Тут чем далее, тем чаще возникало сомнение: а что, быть может, эти полицейские не такие уж были и идиоты - "эти люди" среди немыслимых маэстро. Портрет-то ведь и правда был не лицо, а "план", чертеж лица, да еще такой, что при всем глубоком почтении к оригиналу угадать его было невозможно; может быть, их недоумение давало и повод как-то разнообразнее судить о самом этом черчении... Но допустить такую мысль значило бы опуститься - извините - до "первобытной наивности", незнакомой с открытиями века, и т. д.
В той же книге воспоминаний (заимствовавшей заглавие, как большинство сочинений авангардистов, из каких-либо прежних произведений) "Хроника моей жизни" Стравинский совершенно спокойно называет Н. А. Римского Корсакова "бедный мой учитель", говорит о том, что вся школа, им воспитанная, была "национально-этнографической эстетикой" и т. п. Стоит только вообразить себе: этнография - это "Сказание о граде Китеже", а колченогая "Свадебка" - не этнография (на самом деле едва ли не худшая из этнографии, потому что экзотическая, то есть разглядывающая народ как диковинку для упражнений "современного стиля"). И все это сопровождается еще предисловиями в духе: "как Вы правы, дорогой метр, но извините нас, мы тоже, по мере сил... "
Между тем те самые круги, которые когда-то поощряли метра в его иронических опытах над музыкой, вдруг теперь грустно и как-то непричастно начинают писать, что, пожалуй, Стравинский был слишком экспериментален, что современные оркестры "крайне неохотно" включают его в свой репертуар и т. п. Любопытно, каково было ему это от них выслушивать.
И наконец, - идея клоуна. Она необходима для направления мысли, о котором идет речь, больше, чем что бы то ни было.

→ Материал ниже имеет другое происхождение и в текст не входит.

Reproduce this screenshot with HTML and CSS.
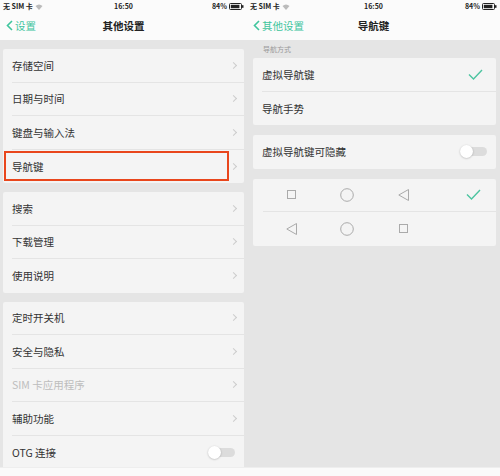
FILE: index.html
```html
<!DOCTYPE html>
<html lang="zh-CN">
<head>
    <meta charset="UTF-8" />
    <title>导航键</title>
    <link rel="stylesheet" href="styles.css">
</head>
<body>
    <div class="phone phone-left">
        <div class="status-bar">
            <span class="carrier">无 SIM 卡
                <svg class="wifi" width="8" height="6" viewBox="0 0 8 6"><path d="M0.5 2 Q4 -1 7.5 2 L4 6 Z" fill="#bbb"/></svg>
            </span>
            <span class="clock">16:50</span>
            <span class="battery">84%
                <svg width="15" height="7" viewBox="0 0 15 7"><rect x="0.5" y="0.5" width="12" height="6" rx="1" fill="none" stroke="#222"/><rect x="1.8" y="1.8" width="8.6" height="3.4" fill="#222"/><rect x="13" y="2.2" width="1.5" height="2.6" fill="#222"/></svg>
            </span>
        </div>
        <div class="nav-bar">
            <span class="back">
                <svg width="7" height="11" viewBox="0 0 7 11"><path d="M6 1 L1.5 5.5 L6 10" fill="none" stroke="#3fc59d" stroke-width="1.6"/></svg>
                设置
            </span>
            <span class="title">其他设置</span>
        </div>
        <div class="content">
            <div class="card">
                <div class="row">存储空间<span class="chev"></span></div>
                <div class="row">日期与时间<span class="chev"></span></div>
                <div class="row">键盘与输入法<span class="chev"></span></div>
                <div class="row row-marked">导航键<span class="chev"></span><span class="mark"></span></div>
            </div>
            <div class="card">
                <div class="row">搜索<span class="chev"></span></div>
                <div class="row">下载管理<span class="chev"></span></div>
                <div class="row">使用说明<span class="chev"></span></div>
            </div>
            <div class="card">
                <div class="row">定时开关机<span class="chev"></span></div>
                <div class="row">安全与隐私<span class="chev"></span></div>
                <div class="row row-disabled">SIM 卡应用程序<span class="chev"></span></div>
                <div class="row">辅助功能<span class="chev"></span></div>
                <div class="row">OTG 连接<span class="toggle"></span></div>
            </div>
        </div>
        <div class="home-strip"></div>
    </div>

    <div class="phone phone-right">
        <div class="status-bar">
            <span class="carrier">无 SIM 卡
                <svg class="wifi" width="8" height="6" viewBox="0 0 8 6"><path d="M0.5 2 Q4 -1 7.5 2 L4 6 Z" fill="#bbb"/></svg>
            </span>
            <span class="clock">16:50</span>
            <span class="battery">84%
                <svg width="15" height="7" viewBox="0 0 15 7"><rect x="0.5" y="0.5" width="12" height="6" rx="1" fill="none" stroke="#222"/><rect x="1.8" y="1.8" width="8.6" height="3.4" fill="#222"/><rect x="13" y="2.2" width="1.5" height="2.6" fill="#222"/></svg>
            </span>
        </div>
        <div class="nav-bar">
            <span class="back">
                <svg width="7" height="11" viewBox="0 0 7 11"><path d="M6 1 L1.5 5.5 L6 10" fill="none" stroke="#3fc59d" stroke-width="1.6"/></svg>
                其他设置
            </span>
            <span class="title">导航键</span>
        </div>
        <div class="content">
            <div class="section-label">导航方式</div>
            <div class="card card-first">
                <div class="row">虚拟导航键<span class="check"><svg width="15" height="11" viewBox="0 0 15 11"><path d="M1 5.5 L5.5 10 L14 1" fill="none" stroke="#4cc4a0" stroke-width="1.4"/></svg></span></div>
                <div class="row">导航手势</div>
            </div>
            <div class="card">
                <div class="row">虚拟导航键可隐藏<span class="toggle"></span></div>
            </div>
            <div class="card">
                <div class="row keys">
                    <span class="key"><svg width="9" height="9" viewBox="0 0 9 9"><rect x="0.5" y="0.5" width="8" height="8" fill="none" stroke="#aaa"/></svg></span>
                    <span class="key"><svg width="14" height="14" viewBox="0 0 14 14"><circle cx="7" cy="7" r="6.3" fill="none" stroke="#aaa"/></svg></span>
                    <span class="key"><svg width="11" height="12" viewBox="0 0 11 12"><path d="M10.5 0.5 L0.8 6 L10.5 11.5 Z" fill="none" stroke="#aaa" stroke-linejoin="round"/></svg></span>
                    <span class="check"><svg width="15" height="11" viewBox="0 0 15 11"><path d="M1 5.5 L5.5 10 L14 1" fill="none" stroke="#4cc4a0" stroke-width="1.4"/></svg></span>
                </div>
                <div class="row keys">
                    <span class="key"><svg width="11" height="12" viewBox="0 0 11 12"><path d="M10.5 0.5 L0.8 6 L10.5 11.5 Z" fill="none" stroke="#aaa" stroke-linejoin="round"/></svg></span>
                    <span class="key"><svg width="14" height="14" viewBox="0 0 14 14"><circle cx="7" cy="7" r="6.3" fill="none" stroke="#aaa"/></svg></span>
                    <span class="key"><svg width="9" height="9" viewBox="0 0 9 9"><rect x="0.5" y="0.5" width="8" height="8" fill="none" stroke="#aaa"/></svg></span>
                </div>
            </div>
        </div>
        <div class="home-strip"></div>
    </div>
</body>
</html>
```

FILE: styles.css
```css
* {
    margin: 0;
    padding: 0;
    box-sizing: border-box;
}

:root {
    --bg-color: #e5e5e5;
    --card-color: #f4f4f4;
    --bar-color: #fbfbfb;
    --text-color: #333;
    --line-color: #e4e4e4;
    --green: #3fc59d;
}

body {
    width: 500px;
    height: 476px;
    display: flex;
    overflow: hidden;
    background: #fff;
    font-family: "Noto Sans CJK SC", "Noto Sans", sans-serif;
    color: var(--text-color);
}

.phone {
    height: 476px;
    display: flex;
    flex-direction: column;
    background: var(--bg-color);
}

.phone-left {
    width: 247px;
}

.phone-right {
    width: 253px;
}

.status-bar {
    height: 13px;
    padding: 0 3px;
    display: flex;
    align-items: center;
    justify-content: space-between;
    background: var(--bar-color);
    font-size: 7px;
    font-weight: 700;
    line-height: 1;
    color: #222;
}

.carrier {
    display: flex;
    align-items: center;
    gap: 2px;
    width: 70px;
}

.battery {
    display: flex;
    align-items: center;
    justify-content: flex-end;
    gap: 2px;
    width: 70px;
}

.nav-bar {
    height: 27px;
    position: relative;
    display: flex;
    align-items: center;
    justify-content: center;
    background: var(--bar-color);
    padding-bottom: 2px;
}

.back {
    position: absolute;
    left: 6px;
    top: 5px;
    display: flex;
    align-items: center;
    gap: 2px;
    color: var(--green);
    font-size: 10.5px;
}

.title {
    font-size: 10.5px;
    font-weight: 700;
    color: #222;
}

.content {
    flex: 1;
    overflow: hidden;
    padding: 9px 3px 0;
}

.phone-right .content {
    padding: 0 4px 0 6px;
}

.section-label {
    height: 18px;
    padding-left: 10px;
    display: flex;
    align-items: center;
    font-size: 7px;
    color: #999;
}

.card {
    background: var(--card-color);
    border-radius: 2px;
    margin-bottom: 9px;
}

.phone-right .card {
    margin-bottom: 10px;
}

.row {
    height: 33.5px;
    margin-left: 9px;
    padding-right: 6px;
    display: flex;
    align-items: center;
    justify-content: space-between;
    position: relative;
    font-size: 10.5px;
    border-bottom: 1px solid var(--line-color);
}

.row:last-child {
    border-bottom: none;
}

.row-disabled {
    color: #bdbdbd;
}

.chev {
    width: 5px;
    height: 5px;
    border-top: 1px solid #ccc;
    border-right: 1px solid #ccc;
    transform: rotate(45deg);
    margin-right: 2px;
}

.mark {
    position: absolute;
    left: -8px;
    right: 15px;
    top: 1px;
    bottom: 2px;
    border: 2px solid #e9461c;
}

.check {
    display: flex;
    align-items: center;
    margin-right: 7px;
}

.toggle {
    width: 27px;
    height: 13px;
    position: relative;
    margin-right: 3px;
}

.toggle::before {
    content: "";
    position: absolute;
    left: 3px;
    right: 0;
    top: 2px;
    height: 9px;
    border-radius: 5px;
    background: #dcdcdc;
}

.toggle::after {
    content: "";
    position: absolute;
    left: 0;
    top: 0;
    width: 13px;
    height: 13px;
    border-radius: 50%;
    background: #fff;
    box-shadow: 0 0.5px 2px rgba(0, 0, 0, 0.25);
}

.keys {
    margin-left: 0;
    padding-left: 10px;
    justify-content: flex-start;
}

.keys:first-child {
    margin-left: 10px;
    padding-left: 0;
}

.key {
    width: 56px;
    display: flex;
    justify-content: center;
    align-items: center;
}

.keys .check {
    margin-left: auto;
    margin-right: 9px;
}

.home-strip {
    height: 9px;
    background: #fafafa;
    border-top: 1px solid #eee;
}
```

Потому что она единственная позволяет, так сказать, законно не иметь лица, заменив его серией масок; что там, под ними, - должно мерещиться чем-то одиноким, добровольно взявшим на себя страдание ("смейся, паяц").
Дергунчик с искусственной улыбкой, умеющий страшно хохотать, если почувствует, что аудитория к этому готова, или плакать, размазывая краски по щекам, но всегда с тревожным, остановившимся взглядом - есть настоящий символ этого направления. Он улавливает внешность, меняет личины; предлагает эстетическое оправдание и форму для последовательного отрицания и кочевряжества. В какой бы роли он ни выступал, к какой бы "концепции" ни присоединялся, основная его задача остается везде одинаковой: сообщить ощущение, что мир - это цирк. Кругом обыватель, способный только плодиться и есть; он топчет своих же мыслителей; но ты, которому я подмигиваю, ты единственный, случайно попавший рядом с этим боровом справа, мы-то с тобой понимаем друг друга... "Боров" при этом должен чувствовать то же самое.
Победное шествие этого рода паяца сквозь все искусство авангардистов XX века, во всех возможных видах и жанрах, от музыки и театра до стихов, балета и кино, еще ждет своей монографии. Восстановленное вместе, оно хорошо показало бы бесплодие и чистую разрушительность всего этого ожесточения, ничуть не лучшего и тогда, когда клоун, уловив недоверчивость, спешит натянуть на себя народный костюм скомороха.
Но, не ожидая такой критики, большие художники нашего столетия сами восстали против него. Одни - покаянно и "теоретически", как в "Докторе Фаустусе" Томас Манн; другие - собственной насмешливостью уничтожая "иронию гениев", как в "Мастере и Маргарите" Булгаков.
Но есть, правда, приемы чрезвычайно стойкие, которым до самовыявления еще очень далеко. Это, собственно, и не приемы уже, а целые переживания или настроения, под защиту которых может укрыться едва ли не любой из гениев, чуть только заинтересуются его подлинностью, да так, что в ответ заинтересовавшимся ничего не останется, как замолчать.